**WHAT THE TASK REQUIRES**
Track down the lines that contain "this" and copy them.

**GIVEN INFORMATION**
--- begin ---

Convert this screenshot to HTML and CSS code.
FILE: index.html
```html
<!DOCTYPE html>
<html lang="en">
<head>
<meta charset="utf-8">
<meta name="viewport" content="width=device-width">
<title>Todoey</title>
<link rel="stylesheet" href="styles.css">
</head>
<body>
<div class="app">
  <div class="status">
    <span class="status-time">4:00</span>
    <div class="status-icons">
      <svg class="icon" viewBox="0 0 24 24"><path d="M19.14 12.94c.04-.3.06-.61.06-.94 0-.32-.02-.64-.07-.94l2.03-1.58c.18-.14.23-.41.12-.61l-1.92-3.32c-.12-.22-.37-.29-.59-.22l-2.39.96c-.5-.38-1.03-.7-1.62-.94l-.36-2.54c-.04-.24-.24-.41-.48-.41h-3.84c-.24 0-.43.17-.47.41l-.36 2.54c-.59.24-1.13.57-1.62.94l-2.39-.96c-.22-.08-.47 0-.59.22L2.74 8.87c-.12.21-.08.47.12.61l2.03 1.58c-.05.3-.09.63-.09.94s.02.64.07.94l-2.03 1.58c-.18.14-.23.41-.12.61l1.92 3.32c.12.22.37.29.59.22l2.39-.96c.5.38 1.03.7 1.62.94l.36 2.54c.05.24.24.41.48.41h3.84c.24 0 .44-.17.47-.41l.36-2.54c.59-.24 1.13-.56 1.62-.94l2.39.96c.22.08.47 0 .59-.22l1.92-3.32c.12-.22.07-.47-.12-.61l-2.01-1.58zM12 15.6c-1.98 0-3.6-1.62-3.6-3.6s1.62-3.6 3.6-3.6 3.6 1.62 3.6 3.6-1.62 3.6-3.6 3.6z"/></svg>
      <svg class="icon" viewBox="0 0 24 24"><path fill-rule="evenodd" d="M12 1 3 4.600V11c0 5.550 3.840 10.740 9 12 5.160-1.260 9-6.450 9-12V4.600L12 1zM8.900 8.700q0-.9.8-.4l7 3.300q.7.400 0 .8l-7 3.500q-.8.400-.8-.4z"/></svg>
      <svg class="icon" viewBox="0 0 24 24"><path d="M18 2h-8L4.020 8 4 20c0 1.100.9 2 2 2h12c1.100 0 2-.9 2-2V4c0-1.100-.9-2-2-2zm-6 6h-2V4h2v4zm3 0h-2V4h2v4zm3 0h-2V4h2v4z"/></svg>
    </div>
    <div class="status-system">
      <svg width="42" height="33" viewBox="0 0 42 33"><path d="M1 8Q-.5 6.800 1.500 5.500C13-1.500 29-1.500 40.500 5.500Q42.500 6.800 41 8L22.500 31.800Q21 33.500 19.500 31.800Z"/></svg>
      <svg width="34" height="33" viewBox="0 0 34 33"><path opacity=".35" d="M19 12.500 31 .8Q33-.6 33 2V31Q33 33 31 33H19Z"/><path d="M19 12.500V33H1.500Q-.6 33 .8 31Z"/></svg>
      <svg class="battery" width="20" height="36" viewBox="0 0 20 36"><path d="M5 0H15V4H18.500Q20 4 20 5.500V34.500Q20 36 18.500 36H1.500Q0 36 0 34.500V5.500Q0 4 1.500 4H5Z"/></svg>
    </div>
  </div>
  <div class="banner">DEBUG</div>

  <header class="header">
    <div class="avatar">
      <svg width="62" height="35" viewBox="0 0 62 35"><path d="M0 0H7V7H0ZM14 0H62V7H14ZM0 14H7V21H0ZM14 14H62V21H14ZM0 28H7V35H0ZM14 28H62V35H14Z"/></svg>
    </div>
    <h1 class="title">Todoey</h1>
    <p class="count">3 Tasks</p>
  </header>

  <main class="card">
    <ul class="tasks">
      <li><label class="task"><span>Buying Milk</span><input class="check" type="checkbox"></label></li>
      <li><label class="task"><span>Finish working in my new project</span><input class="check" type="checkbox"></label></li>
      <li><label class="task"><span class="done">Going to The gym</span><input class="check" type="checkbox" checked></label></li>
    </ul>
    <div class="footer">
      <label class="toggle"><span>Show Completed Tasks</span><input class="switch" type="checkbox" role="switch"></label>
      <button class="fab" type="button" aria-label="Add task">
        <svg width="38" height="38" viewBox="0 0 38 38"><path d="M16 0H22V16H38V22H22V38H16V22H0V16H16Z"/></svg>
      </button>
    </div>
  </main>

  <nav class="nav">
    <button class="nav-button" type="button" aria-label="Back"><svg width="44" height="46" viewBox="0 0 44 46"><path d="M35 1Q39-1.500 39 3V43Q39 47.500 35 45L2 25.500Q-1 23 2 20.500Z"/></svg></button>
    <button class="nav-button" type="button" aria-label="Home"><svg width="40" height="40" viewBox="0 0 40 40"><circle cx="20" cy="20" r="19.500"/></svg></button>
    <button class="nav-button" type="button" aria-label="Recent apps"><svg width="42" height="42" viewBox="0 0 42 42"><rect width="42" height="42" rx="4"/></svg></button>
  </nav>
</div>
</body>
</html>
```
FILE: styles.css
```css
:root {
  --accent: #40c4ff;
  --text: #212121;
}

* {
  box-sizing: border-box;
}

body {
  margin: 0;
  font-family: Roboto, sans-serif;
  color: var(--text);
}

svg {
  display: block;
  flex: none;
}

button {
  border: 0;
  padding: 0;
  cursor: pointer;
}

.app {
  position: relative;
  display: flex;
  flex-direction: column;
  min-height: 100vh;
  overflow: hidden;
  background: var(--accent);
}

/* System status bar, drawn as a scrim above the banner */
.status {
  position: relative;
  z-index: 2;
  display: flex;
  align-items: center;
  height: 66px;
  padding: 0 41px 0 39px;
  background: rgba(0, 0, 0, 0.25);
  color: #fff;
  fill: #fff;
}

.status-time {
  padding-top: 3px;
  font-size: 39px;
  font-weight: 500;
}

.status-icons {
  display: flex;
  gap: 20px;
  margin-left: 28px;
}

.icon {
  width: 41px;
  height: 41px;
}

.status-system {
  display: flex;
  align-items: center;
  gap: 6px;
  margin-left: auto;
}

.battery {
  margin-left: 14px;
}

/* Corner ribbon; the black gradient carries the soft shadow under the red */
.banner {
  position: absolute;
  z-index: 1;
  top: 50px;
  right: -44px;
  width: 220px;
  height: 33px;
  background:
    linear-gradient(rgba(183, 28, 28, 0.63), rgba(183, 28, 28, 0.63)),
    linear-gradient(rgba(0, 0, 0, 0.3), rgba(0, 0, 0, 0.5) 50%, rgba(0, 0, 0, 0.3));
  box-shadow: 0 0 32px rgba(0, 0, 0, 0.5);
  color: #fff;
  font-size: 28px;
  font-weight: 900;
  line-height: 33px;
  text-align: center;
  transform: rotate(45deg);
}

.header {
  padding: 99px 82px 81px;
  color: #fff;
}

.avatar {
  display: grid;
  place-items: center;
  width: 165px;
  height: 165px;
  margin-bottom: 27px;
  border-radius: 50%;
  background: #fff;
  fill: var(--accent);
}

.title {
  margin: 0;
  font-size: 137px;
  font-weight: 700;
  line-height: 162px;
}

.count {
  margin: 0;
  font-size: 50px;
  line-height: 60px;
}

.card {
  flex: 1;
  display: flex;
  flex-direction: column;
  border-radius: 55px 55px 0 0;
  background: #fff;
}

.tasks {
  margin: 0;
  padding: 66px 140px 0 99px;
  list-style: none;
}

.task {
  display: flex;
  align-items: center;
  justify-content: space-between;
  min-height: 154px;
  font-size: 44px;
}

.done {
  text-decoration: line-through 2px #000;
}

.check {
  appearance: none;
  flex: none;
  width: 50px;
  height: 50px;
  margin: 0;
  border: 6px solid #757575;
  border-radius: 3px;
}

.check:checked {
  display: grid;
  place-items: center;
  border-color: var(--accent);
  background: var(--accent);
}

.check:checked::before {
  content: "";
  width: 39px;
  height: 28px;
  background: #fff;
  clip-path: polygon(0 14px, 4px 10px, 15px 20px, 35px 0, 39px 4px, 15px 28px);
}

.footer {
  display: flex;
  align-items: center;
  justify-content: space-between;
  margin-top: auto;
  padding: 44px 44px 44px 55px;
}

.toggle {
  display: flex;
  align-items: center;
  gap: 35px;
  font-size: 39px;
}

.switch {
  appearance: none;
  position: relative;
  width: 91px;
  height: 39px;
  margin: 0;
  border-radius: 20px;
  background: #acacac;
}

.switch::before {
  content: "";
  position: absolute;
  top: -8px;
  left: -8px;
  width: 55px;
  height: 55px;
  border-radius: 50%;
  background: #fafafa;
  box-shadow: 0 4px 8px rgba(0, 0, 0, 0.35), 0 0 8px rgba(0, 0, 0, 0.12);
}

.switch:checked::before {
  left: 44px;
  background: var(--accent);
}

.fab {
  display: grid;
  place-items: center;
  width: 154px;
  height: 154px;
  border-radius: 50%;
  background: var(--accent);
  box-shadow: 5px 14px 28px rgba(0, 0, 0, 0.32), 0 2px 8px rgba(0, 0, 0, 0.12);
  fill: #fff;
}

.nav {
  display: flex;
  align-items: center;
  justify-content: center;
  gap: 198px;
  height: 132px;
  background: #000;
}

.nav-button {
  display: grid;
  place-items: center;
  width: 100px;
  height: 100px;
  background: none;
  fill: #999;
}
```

--- end ---
--- begin ---

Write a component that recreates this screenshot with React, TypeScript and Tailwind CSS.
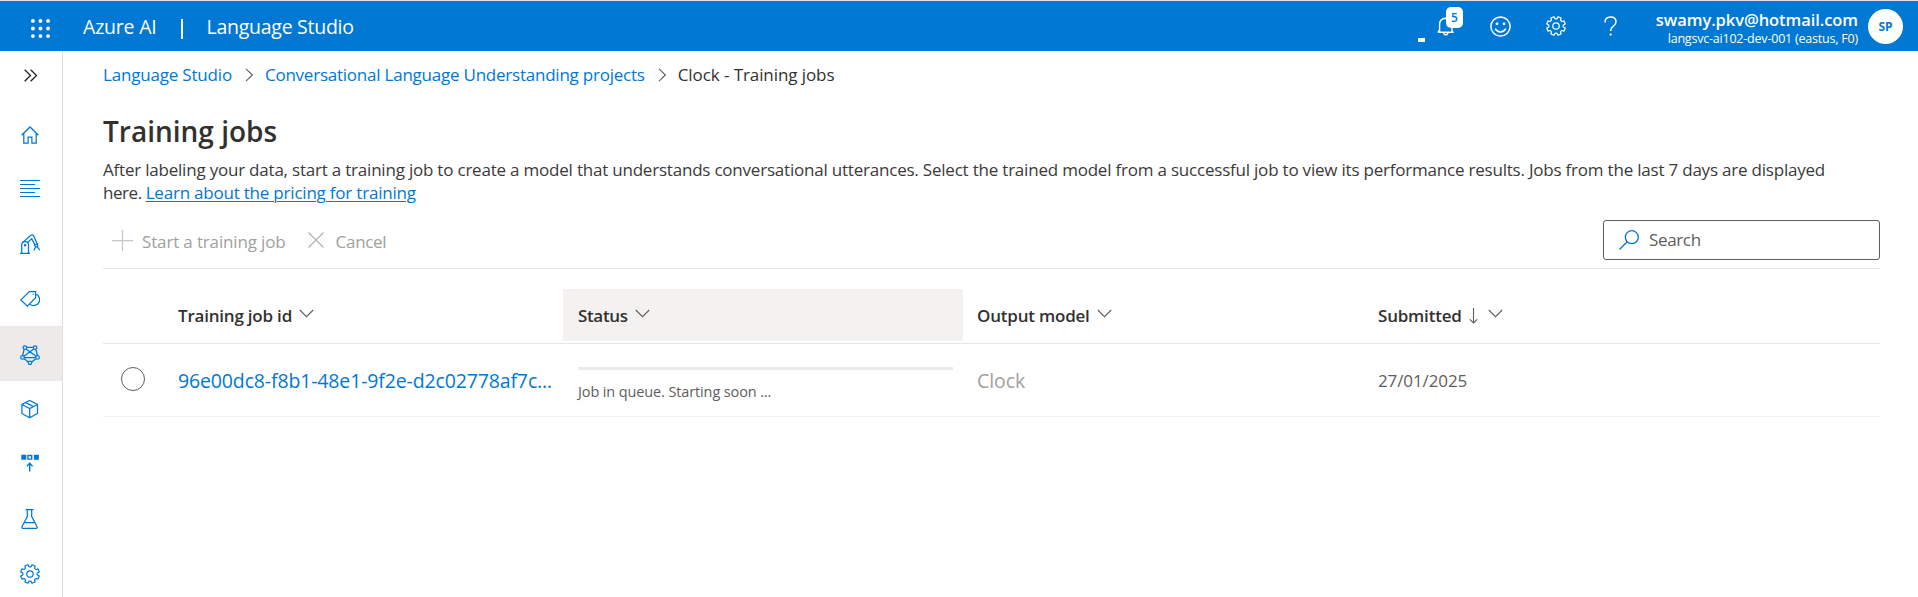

--- end ---

**CORRECT OUTPUT**
Convert this screenshot to HTML and CSS code.
Write a component that recreates this screenshot with React, TypeScript and Tailwind CSS.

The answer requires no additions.